A METHOD THAT REPEATS ITSELF

According to indigenous and human rights organizations, the case of the Kofán people is not unique.

The same method is used in other territories: dividing the communities to advance with their extractive plans, whether mining or oil.

Xavier Solis is a lawyer, human rights defender, and member of the Alejandro Labaka Foundation in the northern Ecuadorian Amazon.

He works primarily in the province of Orellana, located 150 kilometers from the province of Sucumbíos, where Mendúa lived.

“It is a murder in the context of oil production that is being promoted very intensely. Through some decrees, the president proposed expanding oil production from the current 400,000 barrels per day to one million barrels per day,” Solis explained to Sputnik.

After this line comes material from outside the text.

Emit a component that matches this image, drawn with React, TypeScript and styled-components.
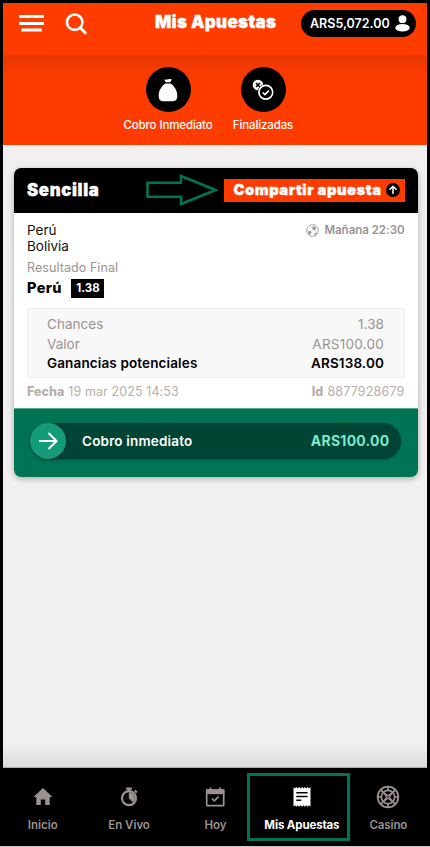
import React from 'react';
import styled, { createGlobalStyle } from 'styled-components';

const Global = createGlobalStyle`
  * { box-sizing: border-box; }
  body { margin: 0; background: #000; font-family: Inter, "Liberation Sans", sans-serif; }
`;

const Screen = styled.div`
  width: 430px; height: 847px; padding-top: 3px; overflow: hidden;
  display: flex; flex-direction: column; background: #000;
  border-bottom: 1px solid #c9c9c9;
`;
const Text = styled.span<{ $size: number; $weight?: number; $color?: string; $ls?: number; $lh?: number }>`
  display: block; white-space: nowrap;
  font-size: ${p => p.$size}px; font-weight: ${p => p.$weight ?? 400};
  color: ${p => p.$color ?? '#fff'}; letter-spacing: ${p => p.$ls ?? 0}px;
  line-height: ${p => p.$lh ?? 20}px;
`;
const Heading = styled(Text)`-webkit-text-stroke: 0.35px currentColor;`;
const Market = styled(Text)`margin: 3px 0 1px;`;

const TopBar = styled.header`
  height: 52px; margin: 0 3px; background: #ff3c00; flex: none;
  display: flex; align-items: flex-start; padding: 7px 11px 0 16px;
`;
const MenuIcon = styled.svg`width: 25px; height: 17px; margin-top: 5px;`;
const SearchIcon = styled.svg`width: 22px; height: 22px; margin: 3px 0 0 21px;`;
const TitleSlot = styled.div`margin: 2px 0 0 68px; width: 146px;`;
const Balance = styled.div`
  width: 115px; height: 27px; border-radius: 14px; background: #000; flex: none;
  display: flex; align-items: center; justify-content: space-between; padding: 0 6px 0 9px;
`;
const Tabs = styled.nav`
  height: 90px; margin: 0 3px; flex: none; display: flex; justify-content: center; gap: 0;
  padding: 12px 0 0 1px;
  background: linear-gradient(#e63703, #f53a01 13px, #ff3c00 28px);
`;
const Tab = styled.div`width: 95px; display: flex; flex-direction: column; align-items: center;`;
const Disc = styled.div`
  width: 45px; height: 45px; border-radius: 50%; background: #000; margin-bottom: 4px;
  display: flex; align-items: center; justify-content: center;
`;
const Content = styled.main`
  flex: 1; margin: 0 3px; padding: 23px 9px 0 10.5px;
  background: linear-gradient(#f1eff0 calc(100% - 23px), #dcdadb 100%);
  border-bottom: 1px solid #aaa;
`;
const Card = styled.article`
  height: 309px; border-radius: 7px; overflow: hidden; background: #fff;
  display: flex; flex-direction: column;
  box-shadow: 0 2px 6px rgba(0,0,0,.28);
`;
const CardHead = styled.div`
  height: 44.5px; background: #000; display: flex; align-items: center; flex: none;
  padding: 0 13.5px;
`;
const CardName = styled.div`width: 119px;`;
const Arrow = styled.svg`width: 72px; height: 32px; display: block; flex: none; margin: -1px 0 0 0;`;
const Share = styled.button`
  width: 181px; height: 22.5px; background: #ff3c00; border: 0; padding: 0 5px 0 10px;
  display: flex; align-items: center; justify-content: space-between; margin-left: auto; font-family: inherit;
`;
const CardBody = styled.div`flex: 1; padding: 9.5px 13.5px 0;`;
const Row = styled.div<{ $gap?: number; $between?: boolean }>`
  display: flex; align-items: center; gap: ${p => p.$gap ?? 0}px;
  justify-content: ${p => (p.$between ? 'space-between' : 'flex-start')};
`;
const Odds = styled.div`
  width: 33px; height: 18.5px; background: #000; display: flex; justify-content: center; align-items: center;
`;
const Summary = styled.div`
  margin: 10.5px 0 1px; height: 70px; border: 1px solid #eee; background: #f8f8f8; padding: 6px 19.5px 0 19px;
`;
const CashOut = styled.div`
  height: 69px; background: #007355; border-top: 1px solid #5da892; padding: 14px 17px 0 16.5px; flex: none;
`;
const Slider = styled.div`
  height: 36px; border-radius: 18px; background: #004434; display: flex; align-items: center;
  padding-right: 11.5px; box-shadow: 0 1px 2px rgba(0,0,0,.25);
`;
const Knob = styled.div`
  width: 36px; height: 36px; border-radius: 50%; background: #149b7a; margin-right: 16px;
  display: flex; align-items: center; justify-content: center; box-shadow: 0 1px 3px rgba(0,0,0,.35);
`;
const Push = styled.div`margin-left: auto;`;
const BottomNav = styled.nav`
  height: 78px; flex: none; display: grid; grid-template-columns: repeat(5, 1fr); margin: 0 -1.5px 0 -0.5px;
`;
const NavItem = styled.div`
  position: relative; display: flex; flex-direction: column; align-items: center; padding-top: 17px;
  svg { width: 24px; height: 24px; display: block; margin-bottom: 6px; }
`;
const Highlight = styled.div`
  position: absolute; top: 5px; left: -11.7px; width: 103px; height: 68px; border: 3px solid #007355;
`;

const GREY = '#9b9290';
const PALE = '#b9aeab';

const Bag = () => (
  <svg width="20" height="24" viewBox="0 0 20 24" fill="#fff">
    <path d="M6.200 1.300q1.900 .8 3.800 0t3.800 0L12.300 4.300H7.700z" />
    <path d="M7.400 5.400h5.200C16.500 7.800 19.300 12.800 19.300 17.500c0 4.200-1.500 5.800-5.300 5.800H6C2.200 23.300.700 21.700 .700 17.500c0-4.700 2.800-9.700 6.700-12.100z" />
  </svg>
);
const Settled = () => (
  <svg width="22" height="22" viewBox="0 0 22 22" fill="none">
    <circle cx="6" cy="6" r="5.300" fill="#fff" />
    <path d="m4 4 4 4m0-4-4 4" stroke="#000" strokeWidth="1.600" />
    <circle cx="13.800" cy="13.300" r="8.300" fill="#000" />
    <circle cx="13.800" cy="13.300" r="6.900" stroke="#fff" strokeWidth="1.700" />
    <path d="m10.700 13.500 2.200 2.100 4-4" stroke="#fff" strokeWidth="1.700" />
  </svg>
);
const Ball = () => (
  <svg width="13" height="13" viewBox="0 0 13 13" fill="none" stroke={GREY}>
    <circle cx="6.500" cy="6.500" r="5.900" strokeWidth=".8" />
    <path d="m6.200 3.500 2-1 1.700 1.300-.7 2-2.100.2zM2.500 7.300l2-.2.900 1.700-1.300 1.600-1.600-.5z" fill={GREY} strokeWidth=".3" />
    <path d="m8.200 2.500-.3-1.700M9.900 3.800l2 .7M6.900 6 5 7.100M9.200 5.800l1.200 3-2.200 2.300M6.200 3.500l-3-.7M2.500 7.300.8 6.600" strokeWidth=".4" />
    <path d="M10.400 8.800 9 9l-.9 2.200 1.700-.5z" fill={GREY} strokeWidth=".2" />
  </svg>
);
const House = () => (
  <svg viewBox="0 0 24 24" fill={GREY}><path d="M12 3 2.500 12h2.800v8h4.500v-5.500h4.400V20h4.500v-8h2.800z" /></svg>
);
const Stopwatch = () => (
  <svg viewBox="0 0 24 24" fill="none" stroke={GREY}>
    <circle cx="12" cy="13.200" r="7" strokeWidth="2.200" />
    <path d="M12 7.500v5.700l4 4.100a5.700 5.700 0 0 0-4-9.800z" fill={GREY} strokeWidth=".4" />
    <path d="M9 3.500h6" strokeWidth="2" /><path d="M12 4v3" strokeWidth="3" /><path d="m17.800 5.500 2 2" strokeWidth="2.200" />
  </svg>
);
const Calendar = () => (
  <svg viewBox="0 0 24 24" fill="none" stroke={GREY}>
    <rect x="3.700" y="5" width="17" height="15.700" rx="1" strokeWidth="1.700" />
    <path d="M3 6.700h18.400" strokeWidth="5" /><path d="M7.500 2.500v3m9.400-3v3" strokeWidth="1.800" />
    <path d="m8.900 13.500 2.400 2.300 4.300-4.200" strokeWidth="1.700" />
  </svg>
);
const Receipt = () => (
  <svg viewBox="0 0 24 24">
    <path d="m3.500 2 1.400 1.500L6.400 2l1.400 1.500L9.200 2l1.400 1.500L12 2l1.400 1.500L14.800 2l1.400 1.500L17.600 2 19 3.500 20.500 2v19.700L19 20.200l-1.400 1.500-1.400-1.500-1.400 1.500-1.400-1.500-1.400 1.500-1.400-1.500-1.400 1.500-1.400-1.500-1.400 1.500-1.500-1.500-1.400 1.500z" fill="#fff" />
    <path d="M6.300 7.700h11.300M6.300 11.400h11.300M6.300 15.200h5" stroke="#000" strokeWidth="1.500" />
  </svg>
);
const Chip = () => (
  <svg viewBox="0 0 24 24" fill="none" stroke={GREY}>
    <circle cx="12" cy="12" r="10.300" strokeWidth="1.800" />
    <path d="M12 1.500V5m0 14v3.500M1.500 12H5m14 0h3.500M4.600 4.600l2.500 2.500m9.800 9.800 2.500 2.500m0-14.800-2.500 2.500m-9.800 9.800-2.500 2.500" strokeWidth="1.700" />
    <circle cx="12" cy="12" r="6.700" strokeWidth="1.700" />
    <path d="m7.800 7.800 2.900 2.900m5.500-2.900-2.900 2.900m2.900 5.500-2.900-2.900m-5.500 2.900 2.900-2.900" strokeWidth="2.300" />
    <path d="m12 10 2 2-2 2-2-2z" strokeWidth="1.200" />
  </svg>
);

const NAV = [
  { label: 'Inicio', icon: <House />, ls: 0 },
  { label: 'En Vivo', icon: <Stopwatch />, ls: -0.05 },
  { label: 'Hoy', icon: <Calendar />, ls: -0.1 },
  { label: 'Mis Apuestas', icon: <Receipt />, ls: -0.13, active: true },
  { label: 'Casino', icon: <Chip />, ls: -0.1 },
];
const SUMMARY = [
  { label: 'Chances', value: '1.38', ls: 0.05 },
  { label: 'Valor', value: 'ARS100.00', ls: 0.25 },
  { label: 'Ganancias potenciales', value: 'ARS138.00', ls: 0.13, strong: true },
];

export default function App() {
  return (
    <Screen>
      <Global />
      <TopBar>
        <MenuIcon viewBox="0 0 25 17" fill="#fff"><path d="M0 0h25v3H0zM0 7h25v3H0zM2.300 13.600h20.500v3H2.300z" /></MenuIcon>
        <SearchIcon viewBox="0 0 22 22" fill="none" stroke="#fff">
          <circle cx="9.700" cy="9.200" r="7.700" strokeWidth="2.600" /><path d="m15.200 14.800 5 5" strokeWidth="3" strokeLinecap="round" />
        </SearchIcon>
        <TitleSlot><Heading $size={17} $weight={900} $ls={0.32} $lh={20}>Mis Apuestas</Heading></TitleSlot>
        <Balance>
          <Text $size={12.5} $weight={600}>ARS5,072.00</Text>
          <svg width="15" height="17" viewBox="0 0 15 17" fill="#fff"><circle cx="7.500" cy="4.200" r="3.900" /><ellipse cx="7.500" cy="12.800" rx="7.200" ry="3.800" /></svg>
        </Balance>
      </TopBar>
      <Tabs>
        <Tab><Disc><Bag /></Disc><Text $size={11.5} $weight={500} $ls={-0.12} $lh={18}>Cobro Inmediato</Text></Tab>
        <Tab><Disc><Settled /></Disc><Text $size={11.5} $weight={500} $ls={-0.12} $lh={18}>Finalizadas</Text></Tab>
      </Tabs>
      <Content>
        <Card>
          <CardHead>
            <CardName><Heading $size={16.8} $weight={900} $ls={0.65}>Sencilla</Heading></CardName>
            <Arrow viewBox="0 0 72 32" fill="none" stroke="#007355" strokeWidth="2.600"><path d="M1.500 8.800H35V2l34.500 14L35 30v-7.200H1.500z" /></Arrow>
            <Share>
              <Heading $size={14.7} $weight={900} $ls={0.55}>Compartir apuesta</Heading>
              <svg width="14" height="14" viewBox="0 0 14 14"><circle cx="7" cy="7" r="7" /><path d="M7 11V3.500M3.500 6.700 7 3.200l3.500 3.500" fill="none" stroke="#fff" strokeWidth="1.500" /></svg>
            </Share>
          </CardHead>
          <CardBody>
            <Row $between>
              <Text $size={13.5} $color="#111" $lh={16}>Perú</Text>
              <Row $gap={5}><Ball /><Text $size={11.5} $weight={600} $color={GREY} $ls={-0.02} $lh={16}>Mañana 22:30</Text></Row>
            </Row>
            <Text $size={13.5} $color="#111" $lh={16}>Bolivia</Text>
            <Market $size={12.5} $color={GREY} $ls={0.07} $lh={21}>Resultado Final</Market>
            <Row $gap={9.5}>
              <Text $size={14.5} $weight={800} $color="#000" $ls={0.4} $lh={16}>Perú</Text>
              <Odds><Text $size={11.5} $weight={700} $lh={16}>1.38</Text></Odds>
            </Row>
            <Summary>
              {SUMMARY.map(s => (
                <Row key={s.label} $between>
                  <Text $size={13.5} $weight={s.strong ? 600 : 400} $color={s.strong ? '#000' : GREY} $ls={s.strong ? s.ls : 0.03} $lh={19.5}>{s.label}</Text>
                  <Text $size={13.5} $weight={s.strong ? 600 : 400} $color={s.strong ? '#000' : GREY} $ls={s.ls} $lh={19.5}>{s.value}</Text>
                </Row>
              ))}
            </Summary>
            <Row $between>
              <Row $gap={4}><Text $size={12.5} $weight={800} $color={PALE} $lh={26}>Fecha</Text><Text $size={12.5} $color={PALE} $ls={0.1} $lh={26}>19 mar 2025 14:53</Text></Row>
              <Row $gap={4}><Text $size={12.5} $weight={800} $color={PALE} $ls={0.1} $lh={26}>Id</Text><Text $size={12.5} $color={PALE} $ls={0.18} $lh={26}>8877928679</Text></Row>
            </Row>
          </CardBody>
          <CashOut>
            <Slider>
              <Knob><svg width="20" height="20" viewBox="0 0 20 20" fill="none" stroke="#fff" strokeWidth="2"><path d="M1 10h17M10.500 2l8 8-8 8" /></svg></Knob>
              <Text $size={13.5} $weight={600} $ls={0.18}>Cobro inmediato</Text>
              <Push><Text $size={14} $weight={700} $ls={0.25} $color="#7ee8cc">ARS100.00</Text></Push>
            </Slider>
          </CashOut>
        </Card>
      </Content>
      <BottomNav>
        {NAV.map(n => (
          <NavItem key={n.label}>
            {n.icon}
            <Text $size={11.5} $weight={n.active ? 700 : 600} $color={n.active ? '#fff' : GREY} $ls={n.ls} $lh={20}>{n.label}</Text>
            {n.active && <Highlight />}
          </NavItem>
        ))}
      </BottomNav>
    </Screen>
  );
}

For him, this would imply “not leaving a single indigenous territory without oil exploitation in the North Amazon, in Sucumbíos and Orellana. This was established in one of the first decrees signed by the Lasso government when it came to power, despite the resistance of the indigenous communities” affiliated to CONAIE and other organizations.

The lawyer stressed that the procedure in all territories is the same.

“Processes of community division are initiated, and the companies approach the leaders so that they accept the installation of the oil platforms. It is a modus operandi already established and similar in other extractive areas,” he explained.